We apologize for this incident and we recognize that regional outages like this should be rare and quickly rectified. We are taking immediate steps to prevent recurrence and improve reliability in the future.
| ||16 May 2018||20:17 PDT|| |
The issue with GCE Networking (affecting GCE, GKE, Cloud VPN and Cloud Private Interconnect) in us-east4 region has been resolved for all affected users as of Wednesday, 2018-05-16 19:40 US/Pacific. We will conduct an internal investigation of this issue and make appropriate improvements to our systems to help prevent or minimize future recurrence.
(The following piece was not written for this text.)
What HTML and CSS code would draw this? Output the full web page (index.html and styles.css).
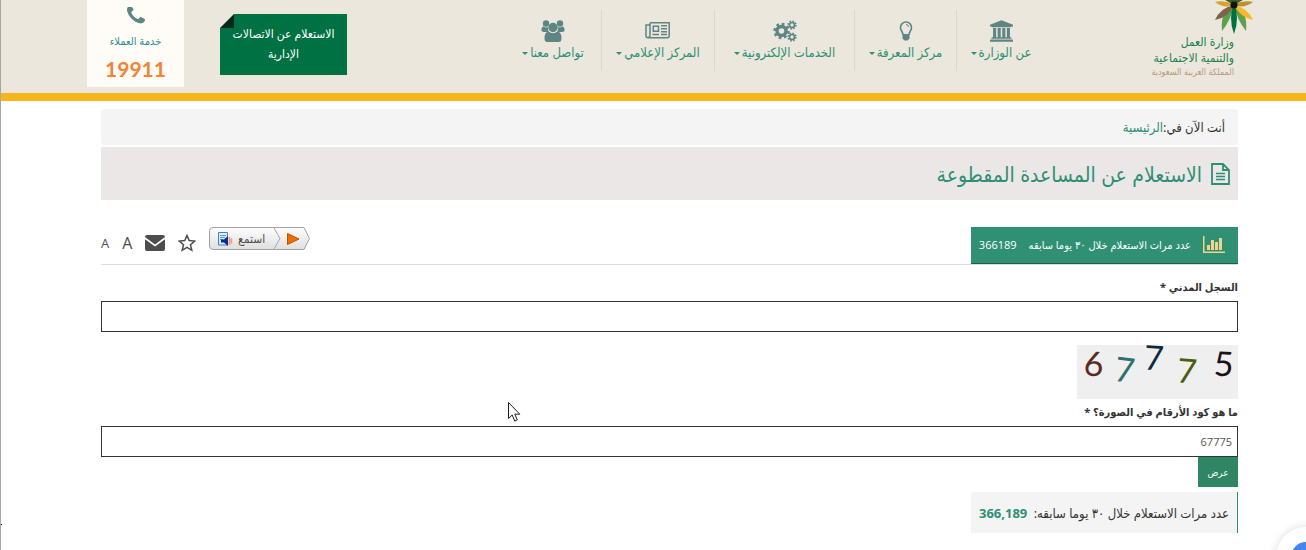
FILE: index.html
```html
<!DOCTYPE html>
<html lang="ar" dir="rtl">
<head>
    <meta charset="UTF-8">
    <meta name="viewport" content="width=device-width, initial-scale=1.0">
    <title>الاستعلام عن المساعدة المقطوعة</title>
    <link rel="stylesheet" href="styles.css">
</head>
<body>
    <header class="header">
        <a class="logo" href="#">
            <svg class="palm" viewBox="0 0 40 34" width="40" height="34" aria-hidden="true">
                <path d="M20 5Q6 10 8 31Q17 20 20 5Z" fill="#5fa04e"/>
                <path d="M20 5Q34 10 32 31Q23 20 20 5Z" fill="#5fa04e"/>
                <path d="M20 5Q6 8 1 20Q14 18 20 5Z" fill="#7b6547"/>
                <path d="M20 5Q34 8 39 20Q27 18 20 5Z" fill="#fbb62b"/>
                <path d="M20 4Q8 0 1 2Q10 9 20 5Z" fill="#d9a12e"/>
                <path d="M20 4Q32 0 39 2Q30 9 20 5Z" fill="#b9912f"/>
                <path d="M20 5L11 0H29Z" fill="#3e5a22"/>
                <path d="M20 3Q14 18 20 34Q26 18 20 3Z" fill="#00703f"/>
                <circle cx="20" cy="5" r="3.500" fill="#0d140b"/>
            </svg>
            <span class="logo-name">وزارة العمل</span>
            <span class="logo-name">والتنمية الاجتماعية</span>
            <span class="logo-country">المملكة العربية السعودية</span>
        </a>
        <nav class="nav">
            <a href="#">
                <svg viewBox="0 0 1920 1792" width="23" height="22"><path d="M960 0l960 384v128h-128q0 26-20.5 45t-48.5 19h-1526q-28 0-48.5-19t-20.5-45h-128v-128zm-704 640h256v768h128v-768h256v768h128v-768h256v768h128v-768h256v768h59q28 0 48.5 19t20.5 45v64h-1664v-64q0-26 20.5-45t48.5-19h59v-768zm1595 960q28 0 48.5 19t20.5 45v128h-1920v-128q0-26 20.5-45t48.5-19h1782z"/></svg>
                <span class="nav-text">عن الوزارة</span>
            </a>
            <a href="#">
                <svg viewBox="0 0 24 22" width="24" height="22">
                    <path class="line" d="M9 15C9 12 6.500 10.500 6.500 7.500a5.500 5.500 0 0 1 11 0C17.500 10.500 15 12 15 15" stroke-width="1.600"/>
                    <path class="line" d="M12 4.500q2.500 0 2.500 2.500"/>
                    <path d="M8.500 14h7v4.500l-2 2h-3l-2-2z"/>
                </svg>
                <span class="nav-text">مركز المعرفة</span>
            </a>
            <a href="#">
                <svg class="line" viewBox="0 0 24 22" width="24" height="22">
                    <circle cx="8.500" cy="11" r="4.500" stroke-width="3.400"/>
                    <circle cx="8.500" cy="11" r="7" stroke-width="2.400" stroke-dasharray="2.800 2.700"/>
                    <circle cx="19" cy="5" r="2.500" stroke-width="1.700"/>
                    <circle cx="19" cy="5" r="3.900" stroke-width="1.500" stroke-dasharray="1.600 1.460"/>
                    <circle cx="19" cy="17" r="2.500" stroke-width="1.700"/>
                    <circle cx="19" cy="17" r="3.900" stroke-width="1.500" stroke-dasharray="1.600 1.460"/>
                </svg>
                <span class="nav-text">الخدمات الإلكترونية</span>
            </a>
            <a href="#">
                <svg class="line" viewBox="0 0 26 22" width="26" height="22" stroke-width="1.500">
                    <path d="M5 2.800h19.200v13q0 2-2 2H3q-2 0-2-2V5h4M5 3v12.500q0 2-2 2"/>
                    <path d="M8.300 6.200h5.200v5H8.300zM16 5.700h6M16 8.700h6M16 11.700h6M7.500 14.500h6.500M16 14.500h6"/>
                </svg>
                <span class="nav-text">المركز الإعلامي</span>
            </a>
            <a href="#">
                <svg viewBox="0 0 24 22" width="24" height="22">
                    <circle cx="5" cy="3.500" r="3.200"/>
                    <circle cx="19" cy="3.500" r="3.200"/>
                    <path d="M2.500 6.500Q5 8 7 7Q6.500 10 8 12H3Q0 12 .5 9Q1 6 2.500 6.500ZM21.500 6.500Q19 8 17 7Q17.500 10 16 12H21Q24 12 23.500 9Q23 6 21.500 6.500Z"/>
                    <circle cx="12" cy="7.500" r="4.700"/>
                    <path d="M7.500 11.500Q12 15 16.500 11.500Q20.500 12 20.500 18.500Q20.500 22 17.500 22H6.500Q3.500 22 3.500 18.500Q3.500 12 7.500 11.500Z"/>
                </svg>
                <span class="nav-text">تواصل معنا</span>
            </a>
        </nav>
        <a class="calls-btn" href="#">الاستعلام عن الاتصالات الإدارية</a>
        <div class="phone-card">
            <svg viewBox="192 256 1408 1408" width="18" height="18" aria-hidden="true"><path d="M1600 1240q0 27-10 70.5t-21 68.5q-21 50-122 106-94 51-186 51-27 0-53-3.500t-57-12.500-47-14.500-55.500-20.500-49.500-18q-98-35-175-83-127-79-264-216t-216-264q-48-77-83-175-3-9-18-49.500t-20.500-55.500-14.500-47-12.500-57-3.500-53q0-92 51-186 56-101 106-122 25-11 68.500-21t70.500-10q14 0 21 3 18 6 53 76 11 19 30 54t35 63.500 31 53.500q3 4 17.500 25t21.500 35.500 7 28.500q0 20-28.500 50t-62 55-62 53-28.500 46q0 9 5 22.500t8.500 20.500 14 24 11.500 19q76 137 174 235t235 174q2 1 19 11.500t24 14 20.500 8.500 22.500 5q18 0 46-28.500t53-62 55-62 50-28.500q14 0 28.500 7t35.500 21.500 25 17.500q25 15 53.500 31t63.500 35 54 30q70 35 76 53 3 7 3 21z"/></svg>
            <a href="#">خدمة العملاء</a>
            <strong>19911</strong>
        </div>
    </header>

    <main class="container">
        <div class="breadcrumb">أنت الآن في:<a href="#">الرئيسية</a></div>
        <h1 class="page-title">
            <svg viewBox="0 0 19 22" width="19" height="22" fill="none" stroke="#2e8f74" stroke-width="1.800" aria-hidden="true">
                <path d="M1 1h11l6 6v14H1zM12 1v6h6"/>
                <path d="M5 10.500h9M5 13.500h9M5 16.500h9" stroke-width="1.400"/>
            </svg>
            الاستعلام عن المساعدة المقطوعة
        </h1>

        <div class="toolbar">
            <div class="count-tab">
                <svg viewBox="0 0 22 18" width="22" height="18" aria-hidden="true"><path d="M0 0h1.500v15.500H22V17H0zM4 9h3v5H4zM8 4h3v10H8zM12 6h3v8h-3zM16 2h3v12h-3z"/></svg>
                <span>عدد مرات الاستعلام خلال ٣٠ يوما سابقه</span>
                <span>366189</span>
            </div>
            <div class="tools">
                <button class="listen" type="button">
                    <svg class="listen-shape" viewBox="0 0 102 24" width="102" height="24" aria-hidden="true">
                        <defs>
                            <linearGradient id="silver" x1="0" y1="0" x2="0" y2="1">
                                <stop offset="0" stop-color="#fdfdfd"/>
                                <stop offset="1" stop-color="#dfdfdf"/>
                            </linearGradient>
                        </defs>
                        <path d="M4 .5h91l5.500 11-5.500 11H4Q.5 22.500 .5 19V4Q.5 .5 4 .5Z" fill="url(#silver)" stroke="#a3a3a3"/>
                        <path d="M65 1l6 10.500-6 10.500" fill="none" stroke="#a8a8a8"/>
                        <path d="M78.500 6.500v11L90 12z" fill="#ef6c00" stroke="#c25000"/>
                        <path d="M9.500 5.500h9v12.500h-9z" fill="#dcecf9" stroke="#3f83c4"/>
                        <path d="M11 8.500h6M11 10.500h5M11 12.500h3" stroke="#5b9bd5"/>
                        <path d="M12 12.500h3l4-3.500v10l-4-3.500h-3z" fill="#052c98"/>
                        <path d="M20.500 10v8M22.500 11.500v5" stroke="#f4937c" stroke-width="1.500"/>
                    </svg>
                    <span>استمع</span>
                </button>
                <button class="tool" type="button" aria-label="المفضلة">
                    <svg viewBox="0 0 18 18" width="18" height="18"><path d="M9 1.500l2.200 5.100 5.500.5-4.200 3.700 1.300 5.500L9 13.400l-4.800 2.900 1.300-5.500L1.300 7.100l5.500-.5z" fill="none" stroke="#4d4d4d" stroke-width="1.500"/></svg>
                </button>
                <button class="tool" type="button" aria-label="أرسل">
                    <svg viewBox="0 0 20 16" width="20" height="16"><path d="M2 0h16q2 0 2 2L10 9.500 0 2Q0 0 2 0ZM0 4.200l10 7.300 10-7.300V14q0 2-2 2H2q-2 0-2-2z" fill="#4d4d4d"/></svg>
                </button>
                <button class="tool font-up" type="button">A</button>
                <button class="tool font-down" type="button">A</button>
            </div>
        </div>

        <form class="inquiry">
            <label for="nationalId">السجل المدني *</label>
            <input type="text" id="nationalId" name="nationalId">

            <svg class="captcha" viewBox="0 0 161 54" width="161" height="54" role="img" aria-label="67775">
                <rect width="161" height="54" fill="#efefef"/>
                <text x="7" y="31" fill="#5a2b24" transform="rotate(3 16 18)">6</text>
                <text x="38" y="37" fill="#2f6f70" transform="rotate(7 47 25)">7</text>
                <text x="67" y="25" fill="#0c2b42" transform="rotate(3 76 13)">7</text>
                <text x="100" y="38" fill="#4a5d12" transform="rotate(5 109 26)">7</text>
                <text x="137" y="31" fill="#1c1214" transform="rotate(3 147 18)">5</text>
            </svg>

            <label for="captchaCode">ما هو كود الأرقام في الصورة؟ *</label>
            <input type="text" id="captchaCode" name="captchaCode" value="67775">
            <button class="btn" type="submit">عرض</button>
        </form>

        <div class="counter">
            <span>عدد مرات الاستعلام خلال ٣٠ يوما سابقه:</span>
            <strong>366,189</strong>
        </div>
    </main>

    <span class="stray-dot"></span>
    <svg class="pointer" viewBox="0 0 13 20" width="13" height="20" aria-hidden="true"><path d="M.5 .5v16l3.700-3.500 2.500 6 2.600-1.100-2.500-5.700h5z" fill="#fff" stroke="#1c1c28"/></svg>
    <button class="chat" type="button" aria-label="محادثة"><span></span></button>
</body>
</html>
```

FILE: styles.css
```css
* {
    box-sizing: border-box;
}
body {
    margin: 0;
    min-height: 100vh;
    border-left: 1px solid #a6a6a6;
    background: #fff;
    color: #333;
    font-family: "Open Sans", "DejaVu Sans Condensed", "DejaVu Sans", sans-serif;
    font-size: 13px;
    line-height: 20px;
}
a {
    color: #2e8f74;
    text-decoration: none;
}
button,
input {
    font-family: inherit;
}
svg {
    flex-shrink: 0;
}
.header {
    display: flex;
    align-items: flex-start;
    height: 101px;
    padding: 0 54px 0 86px;
    background: #ece7dd;
    border-bottom: 8px solid #f7b519;
}

/* logo */
.logo {
    display: flex;
    flex-direction: column;
    width: 102px;
    padding-right: 18px;
    white-space: nowrap;
}
.palm {
    margin: 0 -20px 0 0;
}
.logo-name {
    color: #1b7f4f;
    font-size: 12px;
    line-height: 16px;
}
.logo-country {
    color: #b99b7b;
    font-size: 9px;
    line-height: 11px;
}

/* main menu */
.nav {
    display: grid;
    grid-template-columns: 88px 102px 140px 113px 97px;
    margin: 10px 105px 0 auto;
}
.nav a {
    display: flex;
    flex-direction: column;
    align-items: center;
    height: 61px;
    padding-top: 10px;
    white-space: nowrap;
}
.nav a + a {
    border-right: 1px solid #d8d6d6;
}
.nav svg {
    fill: #5c8583;
}
.nav .line {
    fill: none;
    stroke: #5c8583;
}
.nav-text::after {
    content: "";
    display: inline-block;
    margin-right: 2px;
    vertical-align: 2px;
    border: 3px solid transparent;
    border-top-color: #2e8f74;
    border-bottom: 0;
}
.calls-btn {
    position: relative;
    width: 127px;
    margin: 14px auto 0 0;
    padding: 10px 8px 11px;
    background: #007143;
    color: #fff;
    font-size: 12px;
    text-align: center;
}
.calls-btn::before {
    content: "";
    position: absolute;
    top: 0;
    left: 0;
    border: 7px solid;
    border-color: #ece7dd #04291a #04291a #ece7dd;
}
.phone-card {
    display: flex;
    flex-direction: column;
    align-items: center;
    width: 97px;
    height: 87px;
    margin-right: 36px;
    padding-top: 7px;
    background: #fffcf7;
}
.phone-card svg {
    fill: #5c8583;
}
.phone-card a {
    margin-top: 6px;
    color: #2d8e90;
    font-size: 11px;
}
.phone-card strong {
    color: #f58233;
    font-family: Lato, sans-serif;
    font-size: 21px;
    line-height: 36px;
}

/* page content */
.container {
    padding: 8px 68px 16px 100px;
}
.breadcrumb {
    padding: 8px 13px;
    background: #f4f4f4;
    border-radius: 4px;
}
.page-title {
    display: flex;
    align-items: center;
    gap: 9px;
    height: 53px;
    margin: 2px 0 27px;
    padding: 0 8px;
    background: #ebe7e6;
    color: #2e8f74;
    font-size: 21px;
    font-weight: 400;
}
.toolbar {
    display: flex;
    justify-content: space-between;
    border-bottom: 1px solid #ddd;
}
.count-tab {
    display: flex;
    align-items: center;
    gap: 12px;
    width: 267px;
    height: 37px;
    padding: 0 13px;
    background: #2f9074;
    border-bottom: 1px solid #1d5f4c;
    color: #fff;
    font-size: 11px;
    white-space: nowrap;
}
.count-tab svg {
    fill: #efd48e;
}
.tools {
    display: flex;
    align-items: center;
    gap: 13px;
    padding-bottom: 5px;
}
.listen,
.tool {
    padding: 0;
    border: 0;
    background: none;
    color: #4d4d4d;
    cursor: pointer;
}
.tool {
    display: flex;
}
.listen {
    position: relative;
    align-self: flex-start;
    width: 102px;
    height: 24px;
}
.listen-shape {
    position: absolute;
    top: 0;
    left: 0;
}
.listen span {
    position: relative;
    display: block;
    padding-right: 46px;
    font-size: 12px;
    line-height: 22px;
    text-align: right;
}
.font-up {
    font-size: 16px;
}
.font-down {
    font-size: 13px;
}

/* inquiry form */
.inquiry {
    display: flex;
    flex-direction: column;
    align-items: flex-start;
}
.inquiry label {
    padding: 12px 0 4px;
    font-size: 11px;
    font-weight: 700;
}
.captcha + label {
    padding-top: 3px;
}
.inquiry input {
    width: 100%;
    height: 31px;
    padding: 0 5px;
    border: 1px solid #333;
    color: #555;
    font-size: 11px;
}
.captcha {
    overflow: visible;
    margin-top: 13px;
    font-family: Lato, sans-serif;
    font-size: 34px;
    direction: ltr;
}
.btn {
    width: 40px;
    height: 30px;
    padding: 0;
    border: 0;
    background: #2e8665;
    color: #fff;
    font-size: 10px;
    cursor: pointer;
}
.counter {
    display: flex;
    justify-content: space-between;
    width: 267px;
    margin-top: 5px;
    padding: 11px 8px 10px;
    background: #f4f4f4;
    border-right: 1px solid #2e8f74;
    white-space: nowrap;
}
.counter strong {
    color: #2e8f74;
}

/* overlays */
.stray-dot {
    position: absolute;
    top: 524px;
    left: 1px;
    width: 1px;
    height: 1px;
    background: #000;
}
.pointer {
    position: absolute;
    top: 402px;
    left: 508px;
}
.chat {
    position: fixed;
    right: -30px;
    bottom: -37px;
    display: flex;
    align-items: center;
    justify-content: center;
    width: 60px;
    height: 60px;
    padding: 0;
    border: 0;
    border-radius: 50%;
    background: #fff;
    box-shadow: 0 0 8px rgba(0, 0, 0, 0.15);
}
.chat span {
    width: 30px;
    height: 30px;
    border-radius: 50%;
    background: #4285f4;
}
```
We will provide a more detailed analysis of this incident once we have completed our internal investigation.
| ||16 May 2018||19:59 PDT|| |
The issue with GCE Networking (affecting GCE, GKE, Cloud VPN and Cloud Private Interconnect) in us-east4 region should be resolved for the majority of users and we expect a full resolution in the near future. We will provide another status update by Wednesday, 2018-05-16 20:20 US/Pacific with current details.
| ||16 May 2018||19:38 PDT|| |
Mitigation work is currently underway by our Engineering Team. We will provide another status update by Wednesday, 2018-05-16 20:10 US/Pacific with current details.
| ||16 May 2018||19:24 PDT|| |
We are investigating an issue with GCE Networking in us-east4 region affecting GCE VMs, GKE, Cloud VPN and Cloud Private Interconnect resulting in network packet loss. We will provide more information by Wednesday, 2018-05-16 19:43 US/Pacific.